• _WHAT YOU ARE ASKED TO DO_: Consider the listing below. Extract exactly the lines from the line containing "The picture is" to the line containing "</merge-page>", both included.

• _DATASET EXTRACT_:
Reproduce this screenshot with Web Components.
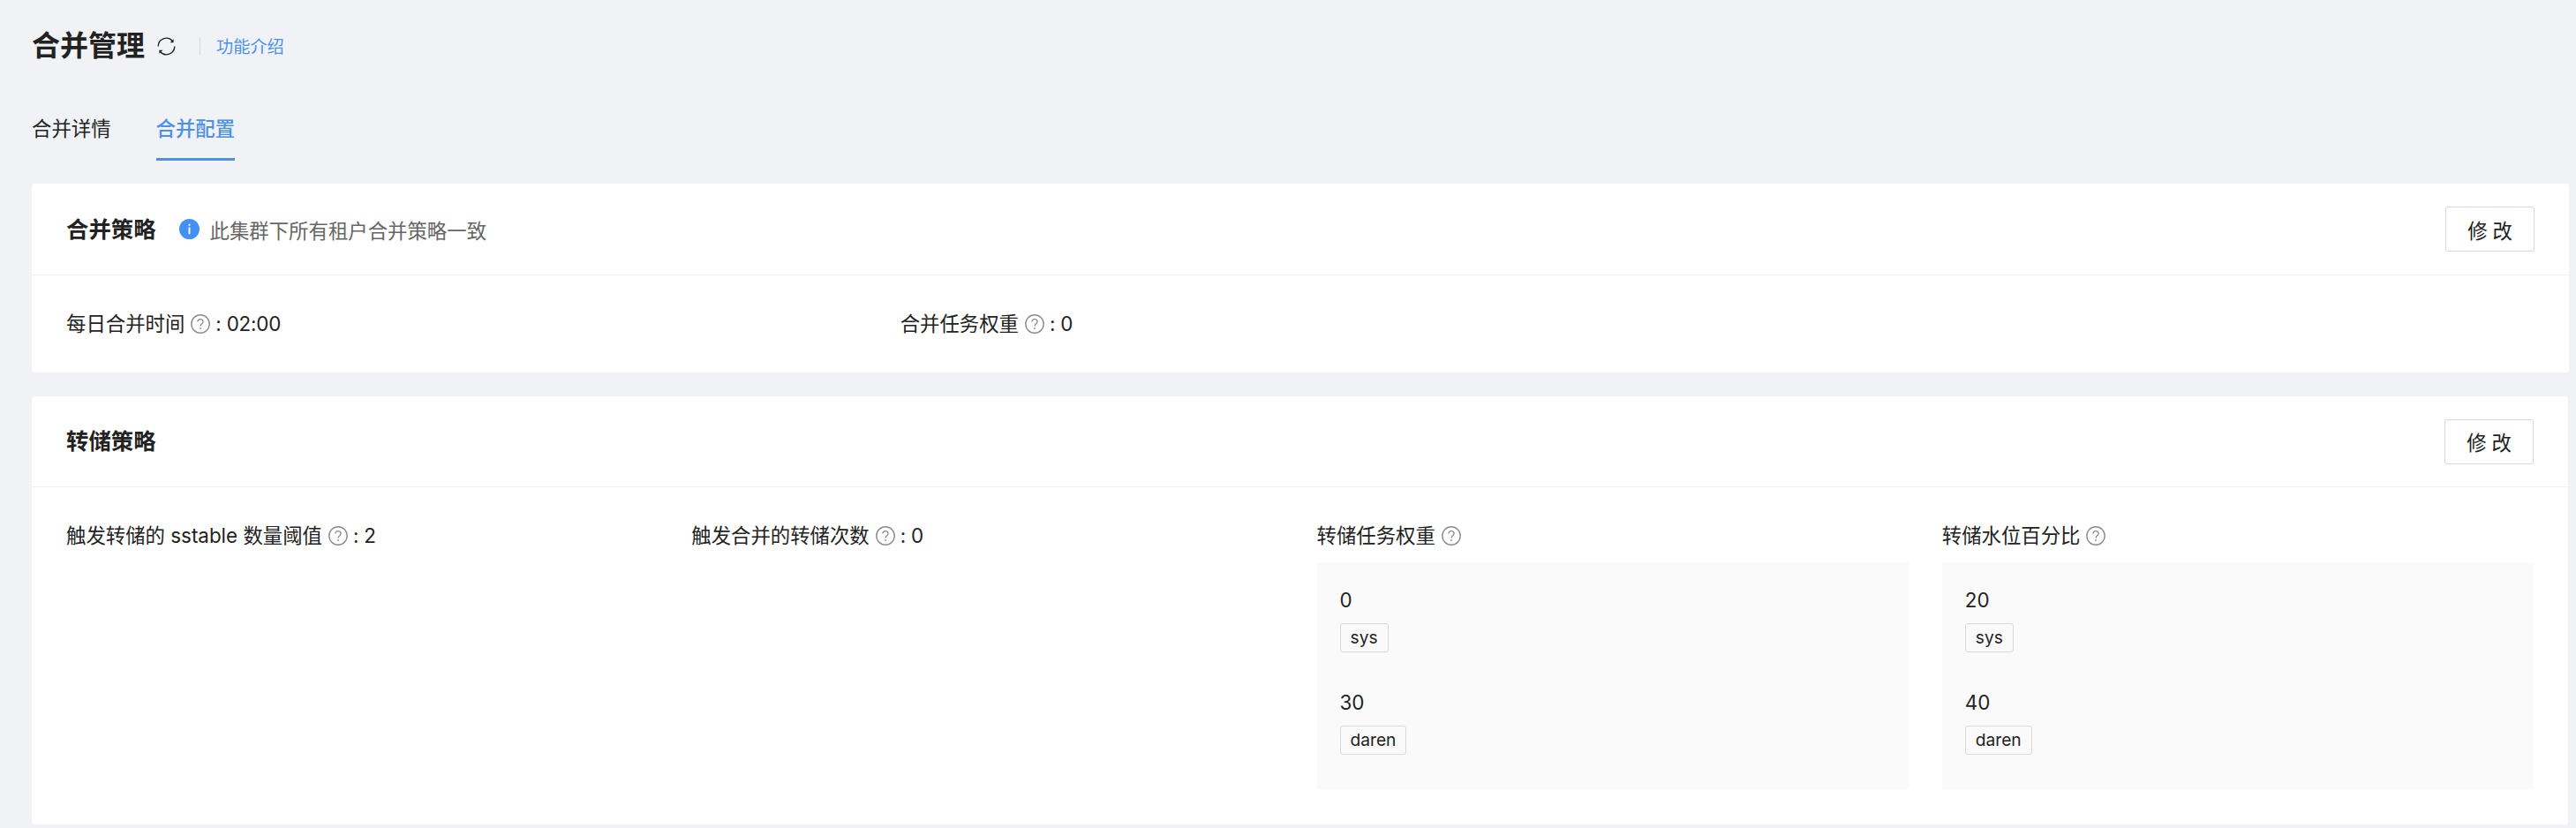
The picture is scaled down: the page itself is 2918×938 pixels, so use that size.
<!DOCTYPE html>
<html lang="zh">
<head>
<meta charset="utf-8">
<title>合并管理</title>
<style>
  html, body { margin: 0; padding: 0; }
  body {
    background: #f0f2f6;
    color: #222;
    font-family: "Inter", "Noto Sans CJK SC", sans-serif;
    font-size: 22.4px;
    min-height: 938px;
    overflow: hidden;
  }
</style>
</head>
<body>
<merge-page>
  <page-header slot="header" heading="合并管理" link="功能介绍"></page-header>
  <tab-bar slot="tabs">
    <tab-item>合并详情</tab-item>
    <tab-item active>合并配置</tab-item>
  </tab-bar>

  <config-card heading="合并策略" note="此集群下所有租户合并策略一致" cols="3" inset="8" head="103">
    <kv-item label="每日合并时间" value="02:00"></kv-item>
    <kv-item label="合并任务权重" value="0"></kv-item>
  </config-card>

  <config-card heading="转储策略" cols="4" inset="9" head="102">
    <kv-item label="触发转储的 sstable 数量阈值" value="2"></kv-item>
    <kv-item label="触发合并的转储次数" value="0"></kv-item>
    <tenant-panel label="转储任务权重">
      <tenant-row value="0" tenant="sys"></tenant-row>
      <tenant-row value="30" tenant="daren"></tenant-row>
    </tenant-panel>
    <tenant-panel label="转储水位百分比">
      <tenant-row value="20" tenant="sys"></tenant-row>
      <tenant-row value="40" tenant="daren"></tenant-row>
    </tenant-panel>
  </config-card>
</merge-page>

<script>
class MergePage extends HTMLElement {
  constructor() {
    super();
    this.shadowDOM = this.attachShadow({ mode: "open" });
  }
  connectedCallback() {
    this.shadowDOM.innerHTML = `
    <style>
      :host { display: block; }
      main { display: flex; flex-direction: column; gap: 27px; padding-top: 25px; }
    </style>
    <slot name="header"></slot>
    <slot name="tabs"></slot>
    <main><slot></slot></main>`;
  }
}

class PageHeader extends HTMLElement {
  constructor() {
    super();
    this.shadowDOM = this.attachShadow({ mode: "open" });
  }
  connectedCallback() {
    this.shadowDOM.innerHTML = `
    <style>
      :host { display: flex; align-items: center; padding: 30px 0 0 36px; height: 44px; }
      h1 { margin: 0; font-size: 32px; line-height: 44px; font-weight: 700; color: #222; }
      svg { width: 21px; height: 21px; margin-left: 14px; }
      i { width: 1px; height: 21px; background: #d6d8dc; margin: 0 18px 0 27px; }
      a { font-size: 19.2px; line-height: 26px; margin-top: 2px; color: #4c90e8; text-decoration: none; }
    </style>
    <h1>${this.getAttribute("heading")}</h1>
    <svg viewBox="0 0 21 21">
      <path d="M1.2 10.5A9.3 9.3 0 0 1 17.4 4.3M19.8 10.5A9.3 9.3 0 0 1 3.6 16.7" fill="none" stroke="#222" stroke-width="1.4"/>
      <path d="M18.6 2.2V6.2H14.6ZM2.4 18.8V14.8H6.4Z" fill="#222"/>
    </svg>
    <i></i>
    <a href="#">${this.getAttribute("link")}</a>`;
  }
}

class TabBar extends HTMLElement {
  constructor() {
    super();
    this.shadowDOM = this.attachShadow({ mode: "open" });
  }
  connectedCallback() {
    this.shadowDOM.innerHTML = `
    <style>
      :host { display: flex; gap: 51px; margin: 35px 0 0 36px; border-bottom: 1px solid #eef0f4; height: 73px; }
    </style>
    <slot></slot>`;
  }
}

class TabItem extends HTMLElement {
  constructor() {
    super();
    this.shadowDOM = this.attachShadow({ mode: "open" });
  }
  connectedCallback() {
    this.shadowDOM.innerHTML = `
    <style>
      :host { display: block; padding: 22px 0 18px; line-height: 30px; height: 30px; border-bottom: 3px solid transparent; }
      :host([active]) { color: #4c90e8; border-bottom-color: #4c90e8; font-weight: 500; }
    </style>
    <slot></slot>`;
  }
}

class ConfigCard extends HTMLElement {
  constructor() {
    super();
    this.shadowDOM = this.attachShadow({ mode: "open" });
  }
  connectedCallback() {
    const note = this.getAttribute("note");
    const noteHtml = note ? `
      <svg viewBox="0 0 24 24"><circle cx="12" cy="12" r="12" fill="#4390f7"/><rect x="11" y="10" width="2" height="8" fill="#fff"/><rect x="11" y="6" width="2" height="2" fill="#fff"/></svg>
      <span>${note}</span>` : "";
    this.shadowDOM.innerHTML = `
    <style>
      :host {
        display: block;
        background: #fff;
        border-radius: 3px;
        margin: 0 ${this.getAttribute("inset")}px 0 36px;
      }
      header {
        display: flex;
        align-items: center;
        height: ${this.getAttribute("head")}px;
        padding: 0 39px;
        border-bottom: 1px solid #eff0f3;
      }
      h2 { margin: 0; font-size: 25.4px; line-height: 36px; font-weight: 600; color: #222; }
      svg { width: 23px; height: 23px; margin-left: 26px; }
      span { margin-left: 12px; color: #666; }
      button {
        margin-left: auto;
        width: 101px;
        height: 51px;
        padding: 0;
        background: #fff;
        border: 1px solid #d9d9d9;
        border-radius: 3px;
        color: #222;
        font: inherit;
        letter-spacing: 0.26em;
        text-indent: 0.26em;
      }
      .body {
        display: grid;
        grid-template-columns: repeat(${this.getAttribute("cols")}, 1fr);
        column-gap: 38px;
        padding: 40px 39px;
      }
    </style>
    <header>
      <h2>${this.getAttribute("heading")}</h2>${noteHtml}
      <button>修改</button>
    </header>
    <div class="body"><slot></slot></div>`;
  }
}

const HELP_ICON = `<svg viewBox="0 0 22 22">
  <circle cx="11" cy="11" r="10.2" fill="none" stroke="#8c8c8c" stroke-width="1.4"/>
  <path d="M7.8 8.6C7.8 6.8 9.2 5.6 11 5.6S14.2 6.8 14.2 8.5C14.2 10.6 11 10.8 11 13.4" fill="none" stroke="#8c8c8c" stroke-width="1.3"/>
  <circle cx="11" cy="16" r="0.9" fill="#8c8c8c"/>
</svg>`;

class KvItem extends HTMLElement {
  constructor() {
    super();
    this.shadowDOM = this.attachShadow({ mode: "open" });
  }
  connectedCallback() {
    this.shadowDOM.innerHTML = `
    <style>
      :host { display: flex; align-items: center; line-height: 30px; height: 30px; white-space: pre; }
      svg { width: 22px; height: 22px; margin: 0 6px 0 7px; flex: none; }
      .value { letter-spacing: -0.2px; }
    </style>
    <span>${this.getAttribute("label")}</span>${HELP_ICON}<span class="value">: ${this.getAttribute("value")}</span>`;
  }
}

class TenantPanel extends HTMLElement {
  constructor() {
    super();
    this.shadowDOM = this.attachShadow({ mode: "open" });
  }
  connectedCallback() {
    this.shadowDOM.innerHTML = `
    <style>
      :host { display: block; }
      .label { display: flex; align-items: center; line-height: 30px; height: 30px; margin-bottom: 15px; }
      svg { width: 22px; height: 22px; margin-left: 7px; }
      .box { display: flex; flex-direction: column; gap: 42px; background: #fafafa; padding: 28px 26px 39px; }
    </style>
    <div class="label"><span>${this.getAttribute("label")}</span>${HELP_ICON}</div>
    <div class="box"><slot></slot></div>`;
  }
}

class TenantRow extends HTMLElement {
  constructor() {
    super();
    this.shadowDOM = this.attachShadow({ mode: "open" });
  }
  connectedCallback() {
    this.shadowDOM.innerHTML = `
    <style>
      :host { display: block; }
      div { line-height: 30px; margin-bottom: 11px; }
      span {
        display: inline-block;
        box-sizing: border-box;
        height: 33px;
        padding: 0 11px;
        line-height: 31px;
        font-size: 19.2px;
        background: #fafafa;
        border: 1px solid #d9d9d9;
        border-radius: 3px;
        vertical-align: top;
      }
      p { margin: 0; height: 33px; }
    </style>
    <div>${this.getAttribute("value")}</div>
    <p><span>${this.getAttribute("tenant")}</span></p>`;
  }
}

customElements.define("merge-page", MergePage);
customElements.define("page-header", PageHeader);
customElements.define("tab-bar", TabBar);
customElements.define("tab-item", TabItem);
customElements.define("config-card", ConfigCard);
customElements.define("kv-item", KvItem);
customElements.define("tenant-panel", TenantPanel);
customElements.define("tenant-row", TenantRow);
</script>
</body>
</html>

• _REPLY_:
The picture is scaled down: the page itself is 2918×938 pixels, so use that size.
<!DOCTYPE html>
<html lang="zh">
<head>
<meta charset="utf-8">
<title>合并管理</title>
<style>
  html, body { margin: 0; padding: 0; }
  body {
    background: #f0f2f6;
    color: #222;
    font-family: "Inter", "Noto Sans CJK SC", sans-serif;
    font-size: 22.4px;
    min-height: 938px;
    overflow: hidden;
  }
</style>
</head>
<body>
<merge-page>
  <page-header slot="header" heading="合并管理" link="功能介绍"></page-header>
  <tab-bar slot="tabs">
    <tab-item>合并详情</tab-item>
    <tab-item active>合并配置</tab-item>
  </tab-bar>

  <config-card heading="合并策略" note="此集群下所有租户合并策略一致" cols="3" inset="8" head="103">
    <kv-item label="每日合并时间" value="02:00"></kv-item>
    <kv-item label="合并任务权重" value="0"></kv-item>
  </config-card>

  <config-card heading="转储策略" cols="4" inset="9" head="102">
    <kv-item label="触发转储的 sstable 数量阈值" value="2"></kv-item>
    <kv-item label="触发合并的转储次数" value="0"></kv-item>
    <tenant-panel label="转储任务权重">
      <tenant-row value="0" tenant="sys"></tenant-row>
      <tenant-row value="30" tenant="daren"></tenant-row>
    </tenant-panel>
    <tenant-panel label="转储水位百分比">
      <tenant-row value="20" tenant="sys"></tenant-row>
      <tenant-row value="40" tenant="daren"></tenant-row>
    </tenant-panel>
  </config-card>
</merge-page>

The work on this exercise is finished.